Trends in New and Used Auto Sales for 2021

Trends in New and Used Auto Sales for 2021

The auto industry is trending upwards as the COVID-19 pandemic appears to be nearing its end. While production is moving forward again and auto loan rates remain low, the industry’s biggest challenge remains the two-tier economy. In essence, the auto market and associated financing are experiencing dual economies, in which some consumers have maintained pre-pandemic income levels, while others lost income and relied on government assistance programs.

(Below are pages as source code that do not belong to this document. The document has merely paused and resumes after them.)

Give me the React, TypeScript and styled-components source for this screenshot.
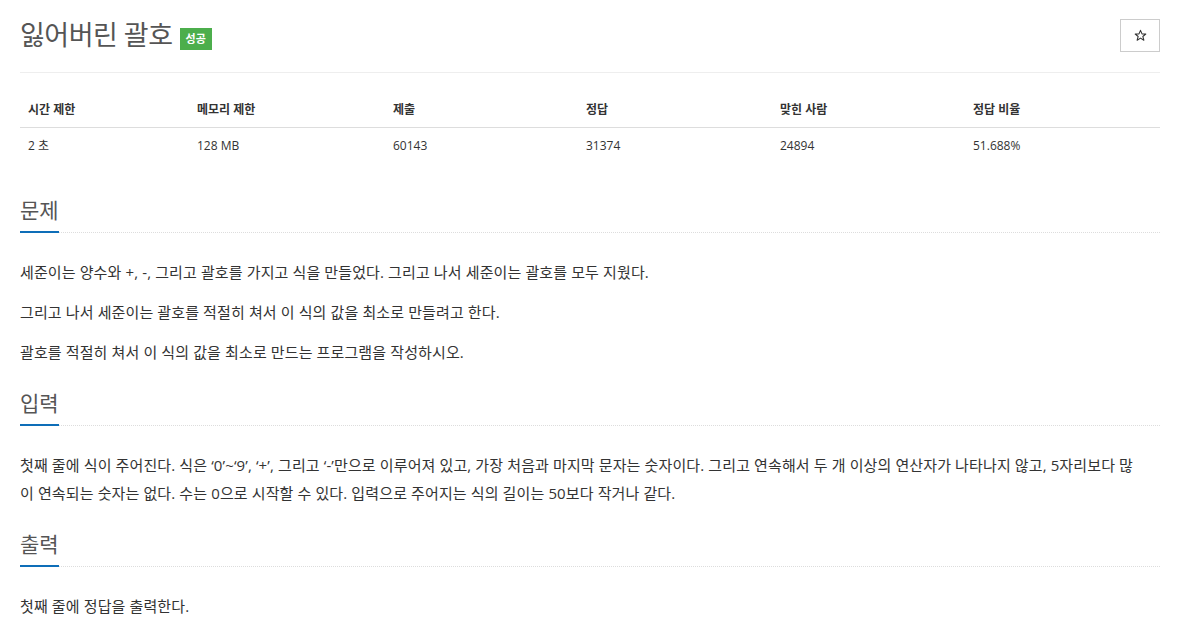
import * as React from 'react';
import styled, { createGlobalStyle } from 'styled-components';

const GlobalStyle = createGlobalStyle`
  body {
    margin: 0;
    background: #fff;
    font-family: 'Open Sans', 'Noto Sans CJK KR', sans-serif;
    color: #333;
  }
`

const Page = styled.div`
  padding: 0 21px 0 20px;
`

const PageHeader = styled.div`
  display: flex;
  align-items: center;
  justify-content: space-between;
  padding-top: 18px;
  padding-bottom: 20px;
  border-bottom: 1px solid #eee;
`

const TitleRow = styled.div`
  display: flex;
  align-items: center;
  gap: 7px;
`

const Title = styled.h1`
  margin: 0;
  font-size: 27px;
  line-height: 34px;
  font-weight: 400;
  color: #555;
  letter-spacing: -0.5px;
`

const Badge = styled.span<{ $color: string }>`
  display: inline-block;
  margin-top: 7px;
  padding: 3px 6px;
  background: ${p => p.$color};
  color: #fff;
  font-size: 11px;
  font-weight: 700;
  line-height: 16px;
`

const StarButton = styled.button`
  width: 40px;
  height: 33px;
  border: 1px solid #ccc;
  background: #fff;
  color: #333;
  display: flex;
  align-items: center;
  justify-content: center;
  padding: 0;
`

// margins collapse with the first section's top margin
const InfoTable = styled.table`
  width: 100%;
  margin-top: 20px;
  margin-bottom: 32px;
  border-collapse: collapse;
  font-size: 12px;

  th, td {
    text-align: left;
    padding: 8px;
    line-height: 18px;
  }

  td {
    padding-top: 9px;
  }

  th {
    font-weight: 700;
    border-bottom: 1px solid #ddd;
  }
`

const Section = styled.section`
  margin-top: 22px;
`

const Headline = styled.div`
  display: flex;
  border-bottom: 1px dotted #ddd;
  margin-bottom: 25px;
`

const HeadlineText = styled.h2`
  margin: 0;
  padding-bottom: 6px;
  font-size: 21px;
  line-height: 30px;
  font-weight: 400;
  color: #555;
  border-bottom: 2px solid #0e6eb8;
  margin-bottom: -1px;
`

const Text = styled.p`
  margin: 0 0 12px;
  padding-right: 14px;
  font-size: 15px;
  line-height: 28px;
  letter-spacing: 0.12px;
  color: #333;
`

const cols = [
  { head: '시간 제한', value: '2 초', w: 169 },
  { head: '메모리 제한', value: '128 MB', w: 196 },
  { head: '제출', value: '60143', w: 193 },
  { head: '정답', value: '31374', w: 194 },
  { head: '맞힌 사람', value: '24894', w: 193 },
  { head: '정답 비율', value: '51.688%' },
]

const StarIcon = () => (
  <svg width="13" height="13" viewBox="0 0 24 24" fill="none" stroke="#333" strokeWidth="2" strokeLinejoin="round">
    <polygon points="12,2.5 14.8,9 21.8,9.3 16.3,13.8 18.2,20.7 12,16.8 5.8,20.7 7.7,13.8 2.2,9.3 9.2,9" />
  </svg>
)

export default function App() {
  return (
    <>
      <GlobalStyle />
      <Page>
        <PageHeader>
          <TitleRow>
            <Title>잃어버린 괄호</Title>
            <Badge $color="#4cae4c">성공</Badge>
          </TitleRow>
          <StarButton aria-label="즐겨찾기"><StarIcon /></StarButton>
        </PageHeader>

        <InfoTable>
          <thead>
            <tr>
              {cols.map(c => <th key={c.head} style={c.w ? { width: c.w - 16 } : undefined}>{c.head}</th>)}
            </tr>
          </thead>
          <tbody>
            <tr>
              {cols.map(c => <td key={c.head}>{c.value}</td>)}
            </tr>
          </tbody>
        </InfoTable>

        <Section>
          <Headline><HeadlineText>문제</HeadlineText></Headline>
          <Text>세준이는 양수와 +, -, 그리고 괄호를 가지고 식을 만들었다. 그리고 나서 세준이는 괄호를 모두 지웠다.</Text>
          <Text>그리고 나서 세준이는 괄호를 적절히 쳐서 이 식의 값을 최소로 만들려고 한다.</Text>
          <Text>괄호를 적절히 쳐서 이 식의 값을 최소로 만드는 프로그램을 작성하시오.</Text>
        </Section>

        <Section>
          <Headline><HeadlineText>입력</HeadlineText></Headline>
          <Text>첫째 줄에 식이 주어진다. 식은 ‘0’~‘9’, ‘+’, 그리고 ‘-’만으로 이루어져 있고, 가장 처음과 마지막 문자는 숫자이다. 그리고 연속해서 두 개 이상의 연산자가 나타나지 않고, 5자리보다 많이 연속되는 숫자는 없다. 수는 0으로 시작할 수 있다. 입력으로 주어지는 식의 길이는 50보다 작거나 같다.</Text>
        </Section>

        <Section>
          <Headline><HeadlineText>출력</HeadlineText></Headline>
          <Text>첫째 줄에 정답을 출력한다.</Text>
        </Section>
      </Page>
    </>
  )
}
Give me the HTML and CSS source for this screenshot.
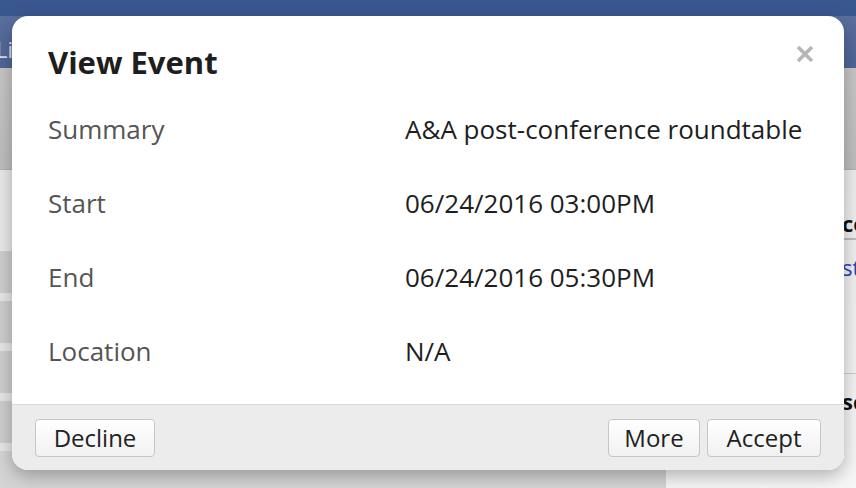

New Car Sales Are Expected to Stay Slow

New car sales declined at least 15% in 2020 as a result of decreasing consumer demand, reduced inventories and overall lower wear and tear on existing vehicles – all fallout from the pandemic. It may take the market up to five years to return to pre-pandemic numbers. However, the K-shaped nature of the economic recovery means that luxury cars, large trucks and SUVs purchases have remained strong, with higher new vehicle prices. According to Jessica Caldwell of Edmunds, “…the consumers who are buying new cars during the pandemic are clearly on the other side of the economic divide. They’re likely qualifying for the lowest promotional rates and feeling secure enough to put down more money to get the bigger vehicles and features that they want.”

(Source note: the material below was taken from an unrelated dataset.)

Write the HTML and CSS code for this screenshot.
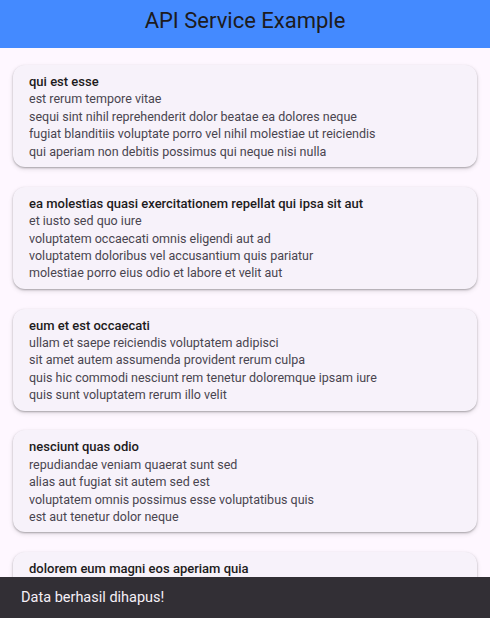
FILE: index.html
```html
<!DOCTYPE html>
<html>
<head>
<meta charset="utf-8">
<link rel="stylesheet" href="styles.css">
</head>
<body>
<header class="appbar"><h1 class="appbar-title">API Service Example</h1></header>
<main class="list">
  <div class="card">
    <div class="card-title">qui est esse</div>
    <div class="card-body">est rerum tempore vitae<br>sequi sint nihil reprehenderit dolor beatae ea dolores neque<br>fugiat blanditiis voluptate porro vel nihil molestiae ut reiciendis<br>qui aperiam non debitis possimus qui neque nisi nulla</div>
  </div>
  <div class="card">
    <div class="card-title">ea molestias quasi exercitationem repellat qui ipsa sit aut</div>
    <div class="card-body">et iusto sed quo iure<br>voluptatem occaecati omnis eligendi aut ad<br>voluptatem doloribus vel accusantium quis pariatur<br>molestiae porro eius odio et labore et velit aut</div>
  </div>
  <div class="card">
    <div class="card-title">eum et est occaecati</div>
    <div class="card-body">ullam et saepe reiciendis voluptatem adipisci<br>sit amet autem assumenda provident rerum culpa<br>quis hic commodi nesciunt rem tenetur doloremque ipsam iure<br>quis sunt voluptatem rerum illo velit</div>
  </div>
  <div class="card">
    <div class="card-title">nesciunt quas odio</div>
    <div class="card-body">repudiandae veniam quaerat sunt sed<br>alias aut fugiat sit autem sed est<br>voluptatem omnis possimus esse voluptatibus quis<br>est aut tenetur dolor neque</div>
  </div>
  <div class="card">
    <div class="card-title">dolorem eum magni eos aperiam quia</div>
    <div class="card-body">ut aspernatur corporis harum nihil quis provident sequi<br>mollitia nobis aliquid molestiae<br>perspiciatis et ea nemo ab reprehenderit accusantium quas<br>voluptate dolores velit et doloremque molestiae</div>
  </div>
</main>
<div class="snackbar">Data berhasil dihapus!</div>
</body>
</html>
```
FILE: styles.css
```css
html, body {
  margin: 0;
  padding: 0;
  height: 100%;
  overflow: hidden;
}
body {
  background: #fef7ff;
  font-family: Roboto, "Noto Sans", sans-serif;
  position: relative;
}
.appbar {
  height: 48px;
  background: #448aff;
  display: flex;
  align-items: center;
  justify-content: center;
}
.appbar-title {
  margin: 0;
  font-size: 22px;
  font-weight: 400;
  color: #1d1b20;
  line-height: 28px;
  margin-top: -7px;
}
.list {
  padding: 17px 13px 0;
  display: flex;
  flex-direction: column;
  gap: 19.75px;
}
.card {
  background: #f7f2fa;
  border-radius: 12px;
  padding: 8px 16px 7px;
  box-shadow: 0 1px 2px rgba(0,0,0,0.28), 0 2px 5px rgba(0,0,0,0.12);
  line-height: 17.4px;
}
.card-title {
  font-size: 13px;
  font-weight: 500;
  color: #1d1b20;
}
.card-body {
  font-size: 12.5px;
  color: #49454f;
}
.snackbar {
  position: absolute;
  left: 0;
  right: 0;
  bottom: 0;
  height: 41px;
  background: #322f35;
  color: #f5eff7;
  font-size: 14.5px;
  display: flex;
  align-items: center;
  padding-left: 21px;
}
```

Used Vehicle Sales May Increase

For several reasons, however, used car sales are expected to grow. For one, the market is likely to experience an influx of used vehicles in 2021, a result of lease returns. Financial institutions are also likely to see delinquencies and repossessions from the effects of the economy. For credit unions, used car loans will make up about 70% of all auto loan activity, according to Bob Child, chief operating officer for CU Direct. “Understandably, people don’t want to use public transportation right now. They may not have the resources to buy a new car but purchasing a used car that could get them from point A to point B is an option.”

In addition to historically low interest rates, creative financing is helping to increase sales. Most auto loans range from 24 to 72 months, providing options for lower monthly payments and a wider range of vehicle options for subprime borrowers. Recently, financial institutions have been offering loans with much longer terms, such as 84 months. This may also be combined with little to no down payment, meaning borrowers are financing the entire cost of the car.

Despite lower interest rates and lower monthly payments, both payments and loan terms are at a record high. If borrowers cannot bounce back from losses sustained in 2020, it’s possible that more will default on payments, leading to repossessions. Faced with potential delinquencies and repossessions, many financial institutions have revamped their lending strategies. They may also be more cautious about lending, especially to customers with less than stellar credit. As this article points out, “In a time of great volatility, forward-thinking lenders are utilizing data from sources such as bank statements, paystubs, and more in order to construct a fuller and more real-time picture of a borrower’s ability to pay.”